_Objective_: Leave out the pictures and repeat everything else in the records exactly.
==*==
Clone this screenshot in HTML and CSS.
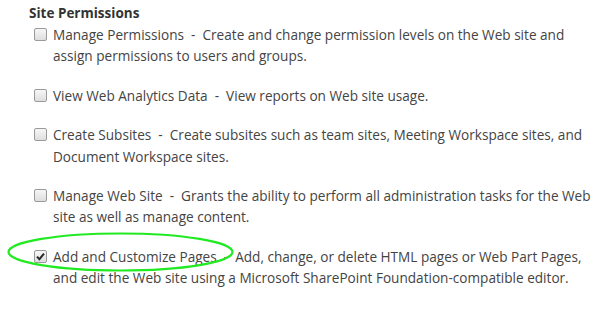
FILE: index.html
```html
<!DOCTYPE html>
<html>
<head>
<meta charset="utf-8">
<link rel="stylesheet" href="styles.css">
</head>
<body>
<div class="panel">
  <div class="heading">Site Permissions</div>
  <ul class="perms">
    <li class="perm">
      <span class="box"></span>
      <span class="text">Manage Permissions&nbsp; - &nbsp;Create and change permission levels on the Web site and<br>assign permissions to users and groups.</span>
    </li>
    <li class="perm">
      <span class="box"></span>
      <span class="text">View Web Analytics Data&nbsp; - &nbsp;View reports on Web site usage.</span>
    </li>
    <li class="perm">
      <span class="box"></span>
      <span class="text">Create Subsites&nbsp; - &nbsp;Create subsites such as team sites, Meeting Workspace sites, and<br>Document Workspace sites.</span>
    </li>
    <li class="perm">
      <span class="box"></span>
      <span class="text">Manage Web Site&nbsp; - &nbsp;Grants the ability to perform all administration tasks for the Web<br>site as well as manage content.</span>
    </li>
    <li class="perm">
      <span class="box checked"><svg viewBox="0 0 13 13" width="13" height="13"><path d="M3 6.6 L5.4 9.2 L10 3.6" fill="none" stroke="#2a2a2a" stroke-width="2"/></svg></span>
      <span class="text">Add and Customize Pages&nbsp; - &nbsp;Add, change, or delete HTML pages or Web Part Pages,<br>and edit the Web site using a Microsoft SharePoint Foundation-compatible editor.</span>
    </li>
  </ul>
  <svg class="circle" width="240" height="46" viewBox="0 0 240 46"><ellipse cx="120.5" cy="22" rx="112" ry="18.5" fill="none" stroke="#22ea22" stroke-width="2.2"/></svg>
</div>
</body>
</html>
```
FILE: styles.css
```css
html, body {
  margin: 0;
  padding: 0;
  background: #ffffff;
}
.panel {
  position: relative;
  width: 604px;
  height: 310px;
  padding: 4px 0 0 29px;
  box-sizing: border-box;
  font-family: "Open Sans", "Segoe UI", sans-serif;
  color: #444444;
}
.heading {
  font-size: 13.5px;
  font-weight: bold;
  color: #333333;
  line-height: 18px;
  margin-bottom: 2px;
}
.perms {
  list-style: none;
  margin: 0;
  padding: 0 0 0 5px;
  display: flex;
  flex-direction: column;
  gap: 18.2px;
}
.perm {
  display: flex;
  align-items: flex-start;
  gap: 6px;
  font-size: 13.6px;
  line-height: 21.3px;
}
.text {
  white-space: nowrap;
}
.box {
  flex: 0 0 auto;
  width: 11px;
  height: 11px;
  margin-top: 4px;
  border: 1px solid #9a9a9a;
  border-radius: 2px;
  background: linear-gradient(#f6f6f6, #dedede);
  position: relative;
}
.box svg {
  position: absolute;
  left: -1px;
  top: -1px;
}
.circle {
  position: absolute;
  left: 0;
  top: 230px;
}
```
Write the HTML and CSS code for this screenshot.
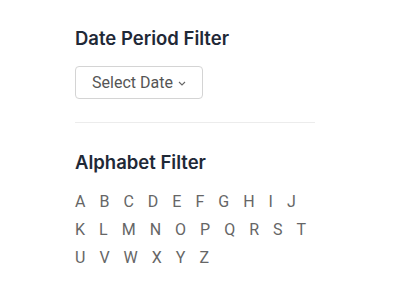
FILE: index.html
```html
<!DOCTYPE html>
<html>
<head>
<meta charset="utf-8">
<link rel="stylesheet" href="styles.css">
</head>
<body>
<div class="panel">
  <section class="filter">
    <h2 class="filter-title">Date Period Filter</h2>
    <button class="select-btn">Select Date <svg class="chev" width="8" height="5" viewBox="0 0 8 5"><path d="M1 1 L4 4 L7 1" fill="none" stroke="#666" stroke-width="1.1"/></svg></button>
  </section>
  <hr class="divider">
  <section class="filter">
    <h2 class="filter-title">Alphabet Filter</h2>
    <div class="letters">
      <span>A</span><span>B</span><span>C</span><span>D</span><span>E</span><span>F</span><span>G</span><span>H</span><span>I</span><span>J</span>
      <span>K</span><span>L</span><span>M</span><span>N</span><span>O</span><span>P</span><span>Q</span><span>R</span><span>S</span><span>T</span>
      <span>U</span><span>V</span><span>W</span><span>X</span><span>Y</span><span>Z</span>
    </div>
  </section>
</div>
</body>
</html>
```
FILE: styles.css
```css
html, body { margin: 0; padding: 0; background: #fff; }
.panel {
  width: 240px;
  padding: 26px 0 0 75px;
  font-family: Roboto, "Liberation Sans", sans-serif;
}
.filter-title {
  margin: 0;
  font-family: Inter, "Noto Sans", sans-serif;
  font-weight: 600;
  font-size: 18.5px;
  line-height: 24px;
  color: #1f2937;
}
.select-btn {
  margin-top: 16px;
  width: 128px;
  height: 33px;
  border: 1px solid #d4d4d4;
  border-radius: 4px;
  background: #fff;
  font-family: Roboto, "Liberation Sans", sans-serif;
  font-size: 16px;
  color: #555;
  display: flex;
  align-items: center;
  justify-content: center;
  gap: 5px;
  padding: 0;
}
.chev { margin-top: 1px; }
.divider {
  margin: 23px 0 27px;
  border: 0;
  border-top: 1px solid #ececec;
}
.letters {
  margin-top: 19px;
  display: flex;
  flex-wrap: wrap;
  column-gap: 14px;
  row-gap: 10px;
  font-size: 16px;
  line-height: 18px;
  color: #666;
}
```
==*==
_Task response_:
Clone this screenshot in HTML and CSS.
FILE: index.html
```html
<!DOCTYPE html>
<html>
<head>
<meta charset="utf-8">
<link rel="stylesheet" href="styles.css">
</head>
<body>
<div class="panel">
  <div class="heading">Site Permissions</div>
  <ul class="perms">
    <li class="perm">
      <span class="box"></span>
      <span class="text">Manage Permissions&nbsp; - &nbsp;Create and change permission levels on the Web site and<br>assign permissions to users and groups.</span>
    </li>
    <li class="perm">
      <span class="box"></span>
      <span class="text">View Web Analytics Data&nbsp; - &nbsp;View reports on Web site usage.</span>
    </li>
    <li class="perm">
      <span class="box"></span>
      <span class="text">Create Subsites&nbsp; - &nbsp;Create subsites such as team sites, Meeting Workspace sites, and<br>Document Workspace sites.</span>
    </li>
    <li class="perm">
      <span class="box"></span>
      <span class="text">Manage Web Site&nbsp; - &nbsp;Grants the ability to perform all administration tasks for the Web<br>site as well as manage content.</span>
    </li>
    <li class="perm">
      <span class="box checked"><svg viewBox="0 0 13 13" width="13" height="13"><path d="M3 6.6 L5.4 9.2 L10 3.6" fill="none" stroke="#2a2a2a" stroke-width="2"/></svg></span>
      <span class="text">Add and Customize Pages&nbsp; - &nbsp;Add, change, or delete HTML pages or Web Part Pages,<br>and edit the Web site using a Microsoft SharePoint Foundation-compatible editor.</span>
    </li>
  </ul>
  <svg class="circle" width="240" height="46" viewBox="0 0 240 46"><ellipse cx="120.5" cy="22" rx="112" ry="18.5" fill="none" stroke="#22ea22" stroke-width="2.2"/></svg>
</div>
</body>
</html>
```
FILE: styles.css
```css
html, body {
  margin: 0;
  padding: 0;
  background: #ffffff;
}
.panel {
  position: relative;
  width: 604px;
  height: 310px;
  padding: 4px 0 0 29px;
  box-sizing: border-box;
  font-family: "Open Sans", "Segoe UI", sans-serif;
  color: #444444;
}
.heading {
  font-size: 13.5px;
  font-weight: bold;
  color: #333333;
  line-height: 18px;
  margin-bottom: 2px;
}
.perms {
  list-style: none;
  margin: 0;
  padding: 0 0 0 5px;
  display: flex;
  flex-direction: column;
  gap: 18.2px;
}
.perm {
  display: flex;
  align-items: flex-start;
  gap: 6px;
  font-size: 13.6px;
  line-height: 21.3px;
}
.text {
  white-space: nowrap;
}
.box {
  flex: 0 0 auto;
  width: 11px;
  height: 11px;
  margin-top: 4px;
  border: 1px solid #9a9a9a;
  border-radius: 2px;
  background: linear-gradient(#f6f6f6, #dedede);
  position: relative;
}
.box svg {
  position: absolute;
  left: -1px;
  top: -1px;
}
.circle {
  position: absolute;
  left: 0;
  top: 230px;
}
```
Write the HTML and CSS code for this screenshot.
FILE: index.html
```html
<!DOCTYPE html>
<html>
<head>
<meta charset="utf-8">
<link rel="stylesheet" href="styles.css">
</head>
<body>
<div class="panel">
  <section class="filter">
    <h2 class="filter-title">Date Period Filter</h2>
    <button class="select-btn">Select Date <svg class="chev" width="8" height="5" viewBox="0 0 8 5"><path d="M1 1 L4 4 L7 1" fill="none" stroke="#666" stroke-width="1.1"/></svg></button>
  </section>
  <hr class="divider">
  <section class="filter">
    <h2 class="filter-title">Alphabet Filter</h2>
    <div class="letters">
      <span>A</span><span>B</span><span>C</span><span>D</span><span>E</span><span>F</span><span>G</span><span>H</span><span>I</span><span>J</span>
      <span>K</span><span>L</span><span>M</span><span>N</span><span>O</span><span>P</span><span>Q</span><span>R</span><span>S</span><span>T</span>
      <span>U</span><span>V</span><span>W</span><span>X</span><span>Y</span><span>Z</span>
    </div>
  </section>
</div>
</body>
</html>
```
FILE: styles.css
```css
html, body { margin: 0; padding: 0; background: #fff; }
.panel {
  width: 240px;
  padding: 26px 0 0 75px;
  font-family: Roboto, "Liberation Sans", sans-serif;
}
.filter-title {
  margin: 0;
  font-family: Inter, "Noto Sans", sans-serif;
  font-weight: 600;
  font-size: 18.5px;
  line-height: 24px;
  color: #1f2937;
}
.select-btn {
  margin-top: 16px;
  width: 128px;
  height: 33px;
  border: 1px solid #d4d4d4;
  border-radius: 4px;
  background: #fff;
  font-family: Roboto, "Liberation Sans", sans-serif;
  font-size: 16px;
  color: #555;
  display: flex;
  align-items: center;
  justify-content: center;
  gap: 5px;
  padding: 0;
}
.chev { margin-top: 1px; }
.divider {
  margin: 23px 0 27px;
  border: 0;
  border-top: 1px solid #ececec;
}
.letters {
  margin-top: 19px;
  display: flex;
  flex-wrap: wrap;
  column-gap: 14px;
  row-gap: 10px;
  font-size: 16px;
  line-height: 18px;
  color: #666;
}
```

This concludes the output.